Rochester Hills — The Rochester Hills City Council on Oct. 20 approved the final site condominium plan and a modified wetland use permit for the Auburn Oaks (also called Angara Oaks) development, clearing the way for construction of 9 single‑family homes, multiple condominium buildings and neighborhood amenities on about 9.7 acres south of West Auburn Road.
The developer and Rochester Housing Solutions presented a plan that includes 45 multifamily condominium units and nine single‑family lots. Nineteen of the condo units are dedicated to adults with intellectual and developmental disabilities (IDD). The project includes a farm stand and a neighborhood plaza, and portions of the site sit in the city’s flex business overlay, which permits the mixed‑use elements.
At the planning presentation and during council public comment, neighbors raised questions about drainage, stormwater engineering, sanitary sewer routing, and traffic safety at the Auburn/Angara driveway onto West Auburn Road. Planner and developer responses described a multi‑component stormwater design (detention basins, underground piping) intended to control existing uncontrolled sheet drainage on the site and to discharge stormwater at rates consistent with natural runoff. Engineering staff said those controls will improve current wet‑year standing water conditions.
Sanitary sewer work will be installed by directional drilling to avoid open‑cut trenches through natural features and will be inspected and accepted by city engineering before transfer to the city sewer system, the applicant said. The city’s engineering reviewer confirmed the sanitary sewer permit process is under review at state and regional agencies.
Several residents voiced support for the project’s IDD‑housing model. One speaker described her adult daughter’s needs and said a permanent, locally owned unit would give her daughter a secure home. Advocates and Rochester Housing Solutions said the project’s ownership model is designed to provide long‑term housing stability; if an IDD‑designated unit cannot be sold, Rochester Housing Solutions can buy and hold the unit and rent it to a qualifying IDD adult.

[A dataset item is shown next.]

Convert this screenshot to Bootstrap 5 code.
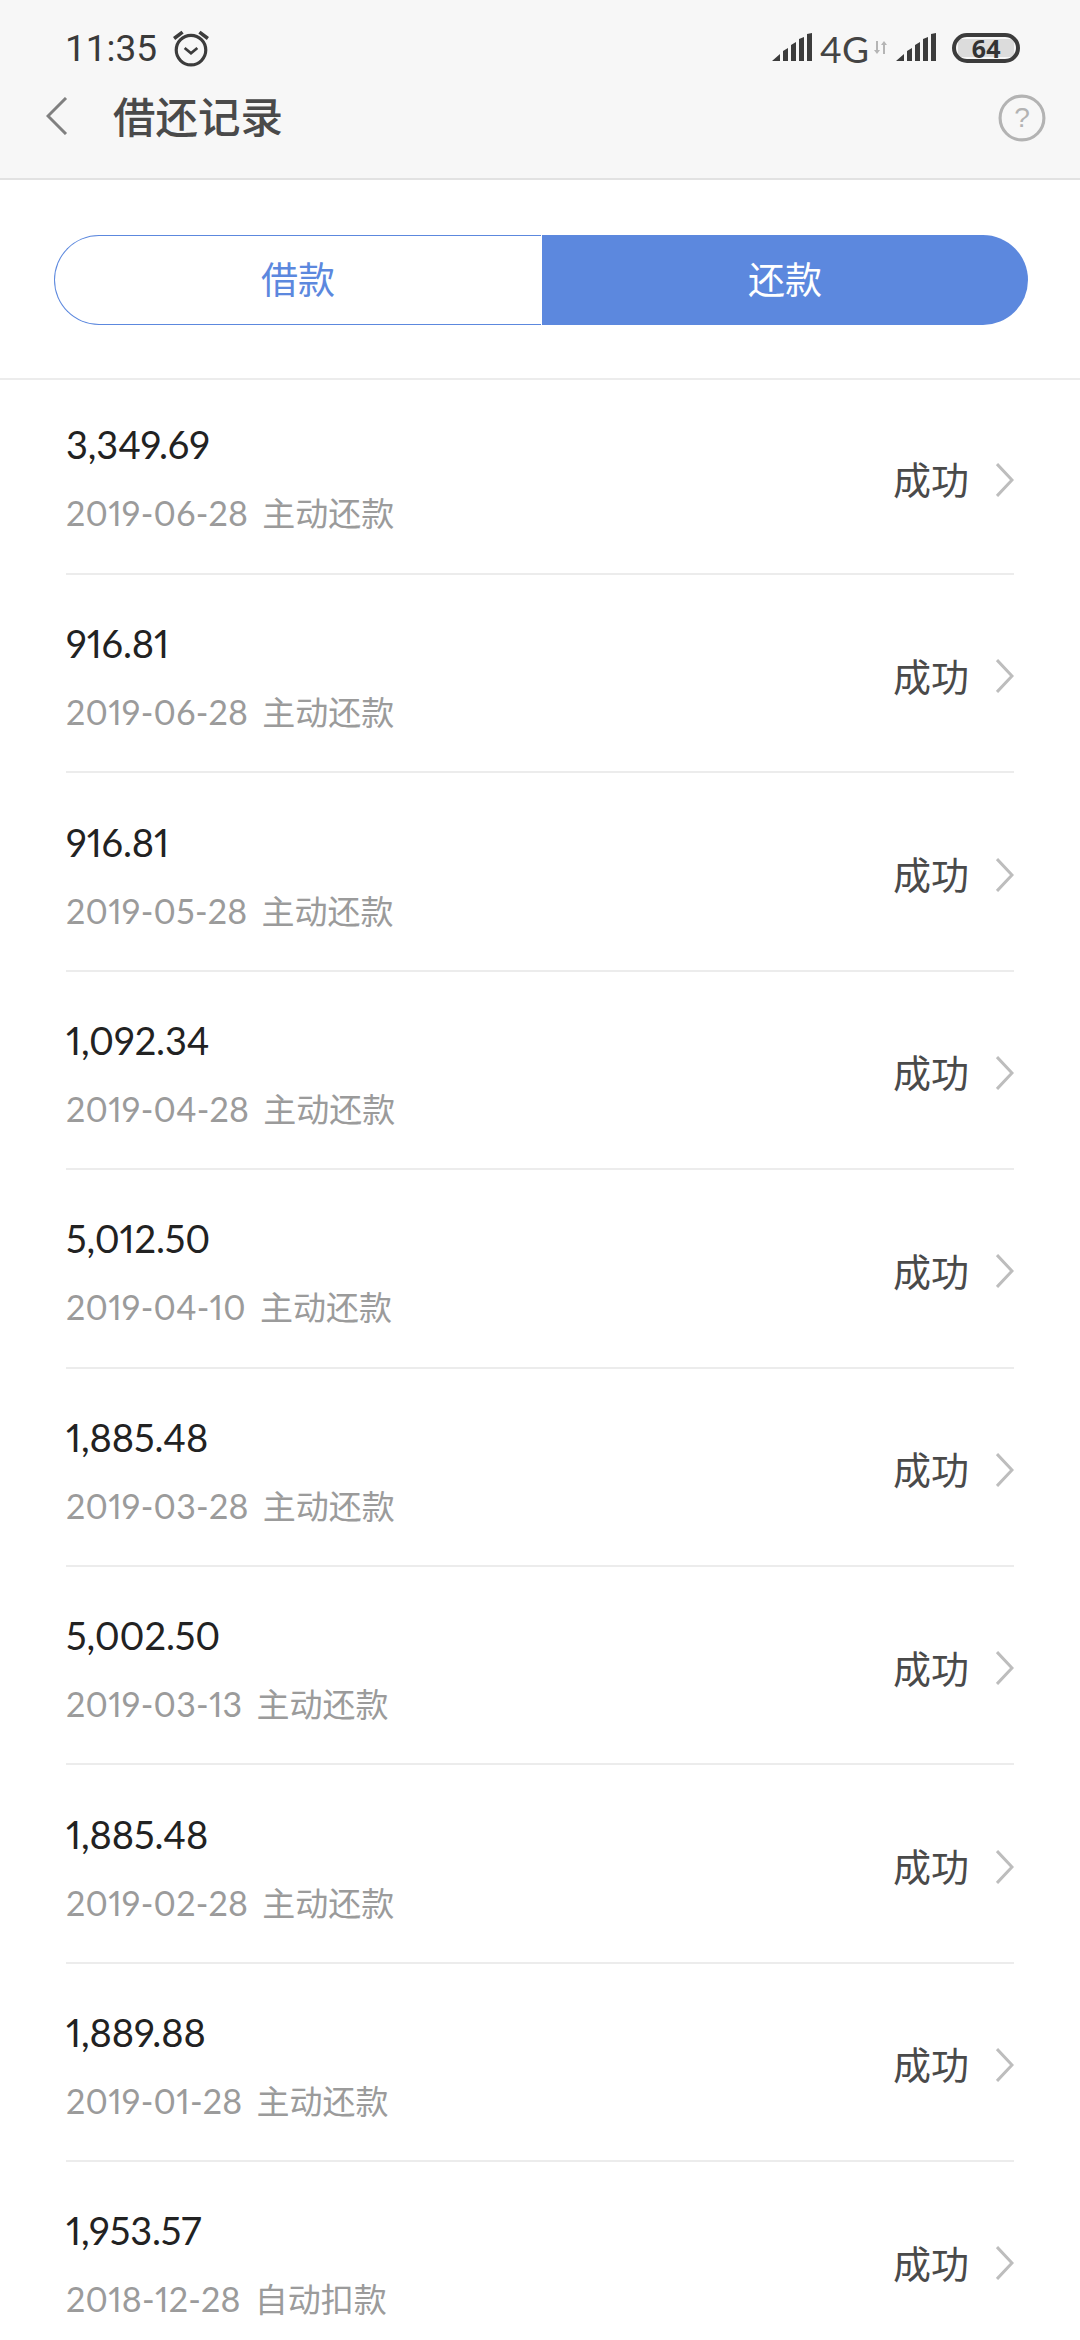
<!DOCTYPE html>
<html lang="zh">
<head>
    <meta charset="UTF-8" />
    <title>借还记录</title>
    <link href="https://cdn.jsdelivr.net/npm/bootstrap@5.3.2/dist/css/bootstrap.min.css" rel="stylesheet" />
    <style>
        html, body {
            height: 2340px;
            overflow: hidden;
        }

        body {
            width: 1080px;
            background-color: #fff;
            font-family: "Lato", "Noto Sans CJK SC", sans-serif;
            font-variant-numeric: proportional-nums;
        }

        .top-head {
            height: 180px;
            background-color: #f7f7f7;
            border-bottom: 2px solid #e2e2e2;
        }

        .status-line {
            height: 80px;
            padding: 16px 60px 0 65px;
        }

        .clock-text {
            font-family: "Roboto", sans-serif;
            font-variant-numeric: tabular-nums;
            font-weight: 400;
            font-size: 37px;
            line-height: 1;
            color: #3a3a3a;
            margin-right: 15px;
        }

        .net-text {
            font-family: "Lato", sans-serif;
            font-weight: 400;
            font-size: 37px;
            line-height: 1;
            color: #444;
            margin: 0 5px 0 8px;
        }

        .batt-box {
            width: 68px;
            height: 30px;
            border: 4px solid #3c3c3c;
            border-radius: 15px;
            margin-left: 16px;
            font-family: "Noto Sans", sans-serif;
            font-size: 25px;
            font-weight: 700;
            line-height: 22px;
            text-align: center;
            color: #333;
            background: linear-gradient(#dcdcdc, #dcdcdc) no-repeat 2px 2px / 56px 18px;
        }

        .title-line {
            height: 76px;
            padding: 0 34px 0 46px;
        }

        .page-title {
            font-family: "Noto Sans CJK SC", sans-serif;
            font-size: 42.5px;
            font-weight: 500;
            color: #4a4a4a;
            margin: 0 0 6px 45px;
            line-height: 1;
        }

        .tab-wrap {
            height: 200px;
            padding: 55px 52px 55px 54px;
            border-bottom: 2px solid #ececec;
        }

        .tab-side {
            flex: 1 1 0;
            height: 90px;
            padding-bottom: 3px;
            font-family: "Noto Sans CJK SC", sans-serif;
            font-size: 37px;
            line-height: 1;
        }

        .tab-off {
            color: #5c88de;
            background-color: #fff;
            border: 1.5px solid #5c88de;
            border-right: 0;
            border-radius: 45px 0 0 45px;
            margin-right: 1px;
        }

        .tab-on {
            color: #fff;
            background-color: #5c88de;
            border-radius: 0 45px 45px 0;
        }

        .pay-list {
            padding: 0 66px;
        }

        .pay-row {
            height: 198.4px;
            border-bottom: 2px solid #ececec;
        }

        .pay-row:first-child {
            height: 195px;
        }

        .pay-row .list-left {
            margin-top: 8px;
        }

        .pay-row:first-child .list-left {
            margin-top: 3px;
        }

        .pay-amt {
            font-size: 38px;
            line-height: 46px;
            letter-spacing: -0.1px;
            color: #222;
            margin-bottom: 23px;
        }

        .pay-sub {
            font-size: 34px;
            line-height: 44px;
            color: #9b9b9b;
            font-weight: 400;
            white-space: nowrap;
            letter-spacing: 0.25px;
        }

        .pay-sub span {
            font-family: "Noto Sans CJK SC", sans-serif;
            font-size: 33px;
            font-weight: 400;
            letter-spacing: 0;
            margin-left: 14px;
        }

        .pay-state {
            font-family: "Noto Sans CJK SC", sans-serif;
            font-size: 38px;
            color: #4a4a4a;
            line-height: 1;
            margin: 3px 27px 0 0;
        }

        .row-arrow {
            margin-top: 6px;
        }
    </style>
</head>

<body>
    <div class="top-head">
        <div class="status-line d-flex align-items-center">
            <span class="clock-text">11:35</span>
            <svg width="38" height="38" viewBox="0 0 36 36" fill="none" stroke="#3c3c3c" stroke-width="3">
                <circle cx="18" cy="20" r="14"/>
                <path d="M12 18l6 5 6-5" stroke-width="2.6"/>
                <path d="M2 9l8-6M34 9l-8-6" stroke-width="3.4"/>
            </svg>
            <div class="ms-auto d-flex align-items-center">
                <svg width="40" height="30" viewBox="0 0 40 30" fill="#3c3c3c"><path d="M0 28l8-7v7zM11 28V18l5-3v13zM19 28V12l5-3v19zM27 28V6l5-2v24zM35 28V1l5-1v28z"/></svg>
                <span class="net-text">4G</span>
                <svg width="14" height="14" viewBox="0 0 14 14" fill="#b5b5b5"><path d="M2 0h2v9h2l-3 4-3-4h2zM9 13h2V4h2l-3-4-3 4h2z"/></svg>
                <svg class="ms-2" width="40" height="30" viewBox="0 0 40 30" fill="#3c3c3c"><path d="M0 28l8-7v7zM11 28V18l5-3v13zM19 28V12l5-3v19zM27 28V6l5-2v24zM35 28V1l5-1v28z"/></svg>
                <div class="batt-box">64</div>
            </div>
        </div>
        <div class="title-line d-flex align-items-center">
            <svg class="mb-1" width="22" height="38" viewBox="0 0 22 38" fill="none" stroke="#808080" stroke-width="3"><path d="M20 1L2 19l18 18"/></svg>
            <h1 class="page-title">借还记录</h1>
            <svg class="ms-auto" width="48" height="48" viewBox="0 0 46 46" fill="none" stroke="#b3b3b3" stroke-width="3">
                <circle cx="23" cy="23" r="21"/>
                <text x="23" y="32" text-anchor="middle" font-family="Liberation Sans, sans-serif" font-size="27" fill="#b3b3b3" stroke="none">?</text>
            </svg>
        </div>
    </div>

    <div class="tab-wrap d-flex">
        <div class="tab-side tab-off d-flex align-items-center justify-content-center">借款</div>
        <div class="tab-side tab-on d-flex align-items-center justify-content-center">还款</div>
    </div>

    <div class="pay-list" id="payList"></div>

    <script>
        const rows = [
            ["3,349.69", "2019-06-28", "主动还款"],
            ["916.81", "2019-06-28", "主动还款"],
            ["916.81", "2019-05-28", "主动还款"],
            ["1,092.34", "2019-04-28", "主动还款"],
            ["5,012.50", "2019-04-10", "主动还款"],
            ["1,885.48", "2019-03-28", "主动还款"],
            ["5,002.50", "2019-03-13", "主动还款"],
            ["1,885.48", "2019-02-28", "主动还款"],
            ["1,889.88", "2019-01-28", "主动还款"],
            ["1,953.57", "2018-12-28", "自动扣款"]
        ];

        document.getElementById("payList").innerHTML = rows.map(r => `
            <div class="pay-row d-flex align-items-center">
                <div class="list-left">
                    <div class="pay-amt">${r[0]}</div>
                    <div class="pay-sub">${r[1]}<span>${r[2]}</span></div>
                </div>
                <div class="pay-state ms-auto">成功</div>
                <svg class="row-arrow" width="18" height="34" viewBox="0 0 18 34" fill="none" stroke="#bdbdbd" stroke-width="3"><path d="M1 1l15 16L1 33"/></svg>
            </div>`).join("");
    </script>
    <script src="https://cdn.jsdelivr.net/npm/bootstrap@5.3.2/dist/js/bootstrap.bundle.min.js"></script>
</body>

</html>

Council members asked whether the special‑use designation for IDD units could later be reversed. The developer and Rochester Housing Solutions said there will be a separate recorded declaration outside the condominium association bylaws to preserve the IDD designation and prevent the association from changing the use through a routine amendment process.
The council approved final site condominium plans (based on materials received Aug. 20, 2025) and separately approved a modified wetland permit authorizing impacts of 39,625 square feet to two wetlands (Wetland A and Wetland B) related to the development, with standard findings and conditions. Both approvals passed unanimously.

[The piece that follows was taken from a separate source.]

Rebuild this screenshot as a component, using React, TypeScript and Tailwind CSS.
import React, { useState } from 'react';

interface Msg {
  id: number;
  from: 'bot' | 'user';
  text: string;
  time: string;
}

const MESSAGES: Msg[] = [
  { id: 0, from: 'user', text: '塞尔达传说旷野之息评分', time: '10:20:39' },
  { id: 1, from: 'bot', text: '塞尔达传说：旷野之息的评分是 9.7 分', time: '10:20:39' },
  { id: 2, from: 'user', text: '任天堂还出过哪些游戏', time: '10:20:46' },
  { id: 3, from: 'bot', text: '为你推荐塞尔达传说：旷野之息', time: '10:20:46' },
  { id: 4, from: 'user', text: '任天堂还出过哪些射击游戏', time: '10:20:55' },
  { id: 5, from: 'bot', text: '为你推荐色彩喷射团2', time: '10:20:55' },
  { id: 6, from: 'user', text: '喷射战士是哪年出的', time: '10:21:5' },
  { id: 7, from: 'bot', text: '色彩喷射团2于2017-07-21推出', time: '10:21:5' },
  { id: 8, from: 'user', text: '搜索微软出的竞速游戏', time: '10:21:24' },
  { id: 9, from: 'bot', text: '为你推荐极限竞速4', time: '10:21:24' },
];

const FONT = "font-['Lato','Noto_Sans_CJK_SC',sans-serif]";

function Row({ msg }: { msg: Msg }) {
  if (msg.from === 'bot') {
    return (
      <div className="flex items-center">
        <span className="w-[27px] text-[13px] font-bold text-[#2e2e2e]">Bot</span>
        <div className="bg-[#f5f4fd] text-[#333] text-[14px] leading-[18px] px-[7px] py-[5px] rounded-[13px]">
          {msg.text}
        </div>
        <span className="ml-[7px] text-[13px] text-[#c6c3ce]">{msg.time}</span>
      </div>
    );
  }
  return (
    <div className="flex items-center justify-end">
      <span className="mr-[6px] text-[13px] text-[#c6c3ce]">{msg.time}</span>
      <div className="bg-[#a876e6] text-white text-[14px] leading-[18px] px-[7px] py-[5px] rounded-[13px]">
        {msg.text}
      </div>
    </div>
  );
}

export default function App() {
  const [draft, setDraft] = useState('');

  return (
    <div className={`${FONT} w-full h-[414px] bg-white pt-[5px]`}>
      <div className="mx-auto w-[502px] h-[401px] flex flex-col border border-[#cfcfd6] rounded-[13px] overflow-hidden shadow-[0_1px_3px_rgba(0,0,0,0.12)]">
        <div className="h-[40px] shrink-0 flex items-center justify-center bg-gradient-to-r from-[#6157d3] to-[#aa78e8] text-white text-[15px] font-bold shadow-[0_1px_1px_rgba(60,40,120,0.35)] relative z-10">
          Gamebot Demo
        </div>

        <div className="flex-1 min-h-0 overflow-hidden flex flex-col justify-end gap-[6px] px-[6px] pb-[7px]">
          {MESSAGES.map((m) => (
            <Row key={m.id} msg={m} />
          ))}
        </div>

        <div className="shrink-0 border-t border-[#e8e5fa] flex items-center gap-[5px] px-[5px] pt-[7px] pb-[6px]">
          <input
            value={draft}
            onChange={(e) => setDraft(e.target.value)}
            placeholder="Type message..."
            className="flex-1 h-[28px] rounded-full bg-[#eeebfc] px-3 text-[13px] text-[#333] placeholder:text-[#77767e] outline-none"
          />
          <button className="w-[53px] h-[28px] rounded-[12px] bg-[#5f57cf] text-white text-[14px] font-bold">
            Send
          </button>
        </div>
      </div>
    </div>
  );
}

Why it matters: The project expands housing types in Rochester Hills and includes an approach intended to provide ownership and long‑term housing options for adults with IDD—an approach municipal officials and advocates said is relatively uncommon and intended to keep residents in their community as they age out of school‑based services. The approvals also require careful ongoing oversight of stormwater and sanitary infrastructure because the site currently exhibits standing water and complex drainage patterns.
Follow up: The approvals require the developer to record required maintenance agreements for stormwater facilities, to complete construction plans for city review, and to coordinate sanitary sewer permitting with state agencies. City staff said the HOA will carry long‑term maintenance responsibility for private stormwater infrastructure; the draft development declaration creates deed‑recorded protections for the IDD units.